» The problem
Check each line for the word "this" and report how many have it. Give nothing else.

---*---

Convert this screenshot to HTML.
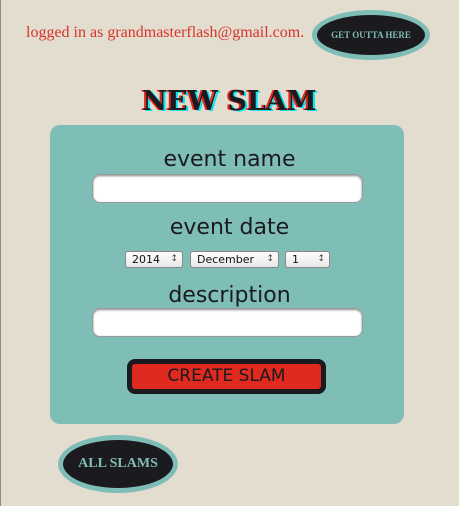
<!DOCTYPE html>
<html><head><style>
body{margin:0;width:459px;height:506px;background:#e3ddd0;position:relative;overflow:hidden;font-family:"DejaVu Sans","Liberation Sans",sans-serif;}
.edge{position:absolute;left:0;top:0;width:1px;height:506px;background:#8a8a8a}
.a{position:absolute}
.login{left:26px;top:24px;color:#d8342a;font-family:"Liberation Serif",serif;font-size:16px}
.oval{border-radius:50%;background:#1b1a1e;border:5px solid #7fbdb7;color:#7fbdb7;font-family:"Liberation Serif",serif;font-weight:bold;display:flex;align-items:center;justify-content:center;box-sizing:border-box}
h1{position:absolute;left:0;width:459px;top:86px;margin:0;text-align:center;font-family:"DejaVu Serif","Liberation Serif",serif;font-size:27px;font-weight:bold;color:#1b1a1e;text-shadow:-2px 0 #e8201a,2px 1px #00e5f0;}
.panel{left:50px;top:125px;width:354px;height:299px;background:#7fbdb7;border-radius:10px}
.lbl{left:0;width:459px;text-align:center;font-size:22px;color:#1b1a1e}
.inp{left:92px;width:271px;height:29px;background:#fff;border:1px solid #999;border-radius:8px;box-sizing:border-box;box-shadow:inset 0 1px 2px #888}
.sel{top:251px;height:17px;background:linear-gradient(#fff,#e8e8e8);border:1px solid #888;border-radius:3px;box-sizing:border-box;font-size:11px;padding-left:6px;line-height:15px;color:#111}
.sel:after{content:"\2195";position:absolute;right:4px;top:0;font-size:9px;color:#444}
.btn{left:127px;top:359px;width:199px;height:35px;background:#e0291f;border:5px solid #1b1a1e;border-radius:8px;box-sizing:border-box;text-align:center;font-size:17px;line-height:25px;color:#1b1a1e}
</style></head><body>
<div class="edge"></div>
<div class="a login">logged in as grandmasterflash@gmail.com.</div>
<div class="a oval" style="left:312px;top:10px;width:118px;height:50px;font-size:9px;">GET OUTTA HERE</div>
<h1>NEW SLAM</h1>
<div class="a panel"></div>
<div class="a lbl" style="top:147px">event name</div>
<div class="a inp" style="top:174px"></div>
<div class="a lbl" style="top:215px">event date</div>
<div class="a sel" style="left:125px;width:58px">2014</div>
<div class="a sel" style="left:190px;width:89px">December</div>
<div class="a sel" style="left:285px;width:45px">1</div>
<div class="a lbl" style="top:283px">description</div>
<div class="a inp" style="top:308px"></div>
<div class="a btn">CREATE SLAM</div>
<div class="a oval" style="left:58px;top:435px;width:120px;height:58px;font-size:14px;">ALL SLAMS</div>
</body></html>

---*---

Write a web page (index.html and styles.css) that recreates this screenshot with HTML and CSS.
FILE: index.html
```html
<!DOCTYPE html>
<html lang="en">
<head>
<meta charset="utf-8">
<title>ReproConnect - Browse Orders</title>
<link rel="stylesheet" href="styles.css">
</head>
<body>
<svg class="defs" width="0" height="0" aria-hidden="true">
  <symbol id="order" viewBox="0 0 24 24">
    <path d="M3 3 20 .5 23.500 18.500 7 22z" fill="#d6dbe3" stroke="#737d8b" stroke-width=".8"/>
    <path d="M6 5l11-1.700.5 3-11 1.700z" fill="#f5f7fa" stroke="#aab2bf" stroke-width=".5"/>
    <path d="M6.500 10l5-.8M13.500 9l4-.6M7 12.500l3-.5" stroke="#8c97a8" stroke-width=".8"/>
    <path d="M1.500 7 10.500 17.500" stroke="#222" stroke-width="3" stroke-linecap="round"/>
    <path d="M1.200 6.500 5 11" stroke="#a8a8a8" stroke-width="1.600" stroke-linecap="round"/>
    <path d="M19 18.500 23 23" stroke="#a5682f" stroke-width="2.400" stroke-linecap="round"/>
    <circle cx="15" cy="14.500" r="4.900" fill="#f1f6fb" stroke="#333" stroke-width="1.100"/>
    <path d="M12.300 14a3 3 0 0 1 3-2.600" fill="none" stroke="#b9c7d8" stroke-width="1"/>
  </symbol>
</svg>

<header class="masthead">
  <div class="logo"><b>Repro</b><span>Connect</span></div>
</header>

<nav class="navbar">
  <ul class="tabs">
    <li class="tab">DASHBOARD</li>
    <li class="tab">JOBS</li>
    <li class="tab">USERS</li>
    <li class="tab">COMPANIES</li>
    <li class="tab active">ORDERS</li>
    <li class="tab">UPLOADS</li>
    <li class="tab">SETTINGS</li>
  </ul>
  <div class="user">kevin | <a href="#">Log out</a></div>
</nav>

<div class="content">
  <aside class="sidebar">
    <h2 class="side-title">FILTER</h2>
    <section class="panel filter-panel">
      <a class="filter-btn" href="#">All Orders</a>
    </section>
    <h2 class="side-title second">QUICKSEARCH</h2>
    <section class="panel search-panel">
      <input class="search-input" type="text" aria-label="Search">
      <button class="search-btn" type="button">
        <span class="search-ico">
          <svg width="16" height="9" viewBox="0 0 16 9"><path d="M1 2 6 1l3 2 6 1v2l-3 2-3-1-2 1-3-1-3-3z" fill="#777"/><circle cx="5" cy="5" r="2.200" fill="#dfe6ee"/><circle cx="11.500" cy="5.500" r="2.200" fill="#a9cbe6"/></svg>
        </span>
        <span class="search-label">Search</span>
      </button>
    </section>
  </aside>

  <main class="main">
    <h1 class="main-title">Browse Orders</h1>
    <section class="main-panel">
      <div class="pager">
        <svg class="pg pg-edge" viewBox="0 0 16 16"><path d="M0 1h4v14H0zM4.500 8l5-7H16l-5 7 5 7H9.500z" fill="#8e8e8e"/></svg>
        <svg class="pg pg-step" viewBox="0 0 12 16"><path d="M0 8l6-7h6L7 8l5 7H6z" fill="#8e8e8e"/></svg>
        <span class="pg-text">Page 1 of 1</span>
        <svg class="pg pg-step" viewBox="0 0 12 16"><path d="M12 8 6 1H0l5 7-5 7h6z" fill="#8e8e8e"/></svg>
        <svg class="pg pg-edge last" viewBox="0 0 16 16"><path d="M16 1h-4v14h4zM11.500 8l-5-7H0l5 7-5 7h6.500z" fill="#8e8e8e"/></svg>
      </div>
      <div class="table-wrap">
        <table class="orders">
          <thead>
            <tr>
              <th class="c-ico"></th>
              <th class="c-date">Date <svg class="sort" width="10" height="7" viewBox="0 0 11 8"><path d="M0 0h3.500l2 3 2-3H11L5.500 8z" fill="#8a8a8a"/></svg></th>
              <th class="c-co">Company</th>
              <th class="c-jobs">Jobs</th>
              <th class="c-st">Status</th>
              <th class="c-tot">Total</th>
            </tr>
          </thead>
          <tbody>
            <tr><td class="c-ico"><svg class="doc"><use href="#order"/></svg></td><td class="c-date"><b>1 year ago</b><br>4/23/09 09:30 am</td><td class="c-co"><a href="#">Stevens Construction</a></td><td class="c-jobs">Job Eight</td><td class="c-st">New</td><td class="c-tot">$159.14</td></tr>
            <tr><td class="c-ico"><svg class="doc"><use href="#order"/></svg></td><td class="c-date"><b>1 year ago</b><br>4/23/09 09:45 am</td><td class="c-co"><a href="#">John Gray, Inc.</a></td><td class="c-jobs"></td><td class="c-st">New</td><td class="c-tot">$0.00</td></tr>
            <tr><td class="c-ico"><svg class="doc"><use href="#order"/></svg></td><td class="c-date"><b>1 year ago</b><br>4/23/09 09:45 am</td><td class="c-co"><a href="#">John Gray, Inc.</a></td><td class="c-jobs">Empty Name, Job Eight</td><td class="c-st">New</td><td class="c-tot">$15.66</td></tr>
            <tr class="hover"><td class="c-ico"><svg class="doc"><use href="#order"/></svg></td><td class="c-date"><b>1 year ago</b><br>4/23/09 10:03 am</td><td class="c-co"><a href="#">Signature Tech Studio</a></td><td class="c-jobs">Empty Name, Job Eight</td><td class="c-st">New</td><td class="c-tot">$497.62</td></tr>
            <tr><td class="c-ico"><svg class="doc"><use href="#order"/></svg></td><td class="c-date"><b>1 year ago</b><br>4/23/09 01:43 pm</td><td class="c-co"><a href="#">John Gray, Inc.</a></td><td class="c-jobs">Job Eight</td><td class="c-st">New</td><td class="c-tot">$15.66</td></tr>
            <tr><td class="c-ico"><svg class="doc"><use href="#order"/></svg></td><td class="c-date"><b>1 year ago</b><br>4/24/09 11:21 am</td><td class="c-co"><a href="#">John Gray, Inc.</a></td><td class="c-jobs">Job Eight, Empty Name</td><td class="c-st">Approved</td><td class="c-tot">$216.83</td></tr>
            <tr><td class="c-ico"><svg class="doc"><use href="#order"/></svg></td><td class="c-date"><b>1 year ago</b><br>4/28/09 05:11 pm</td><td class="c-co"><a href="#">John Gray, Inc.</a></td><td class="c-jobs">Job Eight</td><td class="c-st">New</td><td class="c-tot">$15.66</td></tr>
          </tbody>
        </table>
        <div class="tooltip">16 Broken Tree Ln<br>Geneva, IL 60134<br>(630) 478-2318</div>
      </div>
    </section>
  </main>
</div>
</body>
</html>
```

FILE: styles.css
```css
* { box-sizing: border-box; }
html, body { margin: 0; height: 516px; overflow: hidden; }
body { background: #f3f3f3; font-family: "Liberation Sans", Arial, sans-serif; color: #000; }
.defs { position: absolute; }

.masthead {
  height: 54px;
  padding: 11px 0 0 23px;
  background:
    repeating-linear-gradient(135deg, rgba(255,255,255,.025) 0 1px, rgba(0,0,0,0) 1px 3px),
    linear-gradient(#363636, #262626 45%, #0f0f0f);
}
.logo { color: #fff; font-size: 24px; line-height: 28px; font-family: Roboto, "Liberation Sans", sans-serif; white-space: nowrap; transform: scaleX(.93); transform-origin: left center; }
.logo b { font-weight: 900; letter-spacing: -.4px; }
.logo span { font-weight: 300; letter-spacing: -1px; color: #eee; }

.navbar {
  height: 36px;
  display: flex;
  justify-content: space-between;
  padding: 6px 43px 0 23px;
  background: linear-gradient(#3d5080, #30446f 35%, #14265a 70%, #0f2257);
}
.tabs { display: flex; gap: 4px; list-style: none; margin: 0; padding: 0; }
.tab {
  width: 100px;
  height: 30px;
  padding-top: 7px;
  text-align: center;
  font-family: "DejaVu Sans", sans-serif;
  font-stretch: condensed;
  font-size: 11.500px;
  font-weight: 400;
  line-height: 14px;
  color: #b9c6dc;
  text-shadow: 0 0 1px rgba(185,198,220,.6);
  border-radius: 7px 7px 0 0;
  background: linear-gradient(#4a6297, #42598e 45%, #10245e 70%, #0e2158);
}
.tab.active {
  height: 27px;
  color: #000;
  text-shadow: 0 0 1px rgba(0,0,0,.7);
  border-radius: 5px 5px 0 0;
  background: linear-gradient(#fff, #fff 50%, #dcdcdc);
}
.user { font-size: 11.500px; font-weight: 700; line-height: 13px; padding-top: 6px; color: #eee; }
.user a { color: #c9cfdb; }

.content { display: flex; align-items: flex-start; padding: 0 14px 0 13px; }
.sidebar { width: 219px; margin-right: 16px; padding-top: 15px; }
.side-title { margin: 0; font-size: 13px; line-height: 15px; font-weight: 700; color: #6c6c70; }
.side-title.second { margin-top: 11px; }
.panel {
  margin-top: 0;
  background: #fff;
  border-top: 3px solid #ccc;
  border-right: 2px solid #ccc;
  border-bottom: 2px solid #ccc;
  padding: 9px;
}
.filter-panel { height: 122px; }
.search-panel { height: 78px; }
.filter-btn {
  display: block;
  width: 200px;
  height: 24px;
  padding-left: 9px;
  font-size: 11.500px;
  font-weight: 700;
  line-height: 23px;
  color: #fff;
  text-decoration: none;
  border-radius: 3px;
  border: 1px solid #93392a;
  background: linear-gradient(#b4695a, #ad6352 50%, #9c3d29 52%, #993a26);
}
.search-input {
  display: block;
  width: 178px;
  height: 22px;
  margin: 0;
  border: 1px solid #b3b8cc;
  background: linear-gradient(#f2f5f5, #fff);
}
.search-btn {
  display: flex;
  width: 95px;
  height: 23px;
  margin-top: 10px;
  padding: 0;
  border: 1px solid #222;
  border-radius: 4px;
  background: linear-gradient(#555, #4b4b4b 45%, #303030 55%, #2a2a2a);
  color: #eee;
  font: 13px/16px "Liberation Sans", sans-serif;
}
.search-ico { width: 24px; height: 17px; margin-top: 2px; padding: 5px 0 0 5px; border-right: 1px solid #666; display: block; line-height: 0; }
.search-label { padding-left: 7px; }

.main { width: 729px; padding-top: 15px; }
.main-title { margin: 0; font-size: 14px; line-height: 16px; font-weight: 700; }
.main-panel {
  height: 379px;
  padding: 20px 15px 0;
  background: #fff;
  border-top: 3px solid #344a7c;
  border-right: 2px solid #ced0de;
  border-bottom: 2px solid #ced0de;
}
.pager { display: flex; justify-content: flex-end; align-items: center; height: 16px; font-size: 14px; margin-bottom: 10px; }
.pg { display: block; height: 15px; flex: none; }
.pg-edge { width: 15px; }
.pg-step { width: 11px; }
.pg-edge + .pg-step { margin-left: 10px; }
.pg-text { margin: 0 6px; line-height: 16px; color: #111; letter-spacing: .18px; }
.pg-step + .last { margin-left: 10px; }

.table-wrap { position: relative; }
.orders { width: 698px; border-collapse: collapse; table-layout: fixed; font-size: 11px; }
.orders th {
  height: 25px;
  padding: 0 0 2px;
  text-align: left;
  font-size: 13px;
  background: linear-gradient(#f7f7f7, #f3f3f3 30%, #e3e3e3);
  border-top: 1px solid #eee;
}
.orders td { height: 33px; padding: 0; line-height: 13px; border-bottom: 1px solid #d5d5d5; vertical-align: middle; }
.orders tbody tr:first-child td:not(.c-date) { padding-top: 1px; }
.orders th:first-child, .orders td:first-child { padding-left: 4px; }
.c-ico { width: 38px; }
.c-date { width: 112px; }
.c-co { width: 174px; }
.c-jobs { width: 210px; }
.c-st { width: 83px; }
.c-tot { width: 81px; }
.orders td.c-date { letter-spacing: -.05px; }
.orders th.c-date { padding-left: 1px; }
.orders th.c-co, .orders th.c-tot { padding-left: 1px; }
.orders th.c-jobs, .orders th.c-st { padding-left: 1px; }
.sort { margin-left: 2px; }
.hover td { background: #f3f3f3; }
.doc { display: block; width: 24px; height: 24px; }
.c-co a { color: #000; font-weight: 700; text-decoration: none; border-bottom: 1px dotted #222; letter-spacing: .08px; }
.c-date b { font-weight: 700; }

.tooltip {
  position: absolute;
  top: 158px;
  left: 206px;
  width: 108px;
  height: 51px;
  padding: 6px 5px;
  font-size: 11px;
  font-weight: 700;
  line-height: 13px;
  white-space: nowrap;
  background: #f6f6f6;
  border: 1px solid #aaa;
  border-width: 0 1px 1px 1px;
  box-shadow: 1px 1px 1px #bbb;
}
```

---*---

» Output
2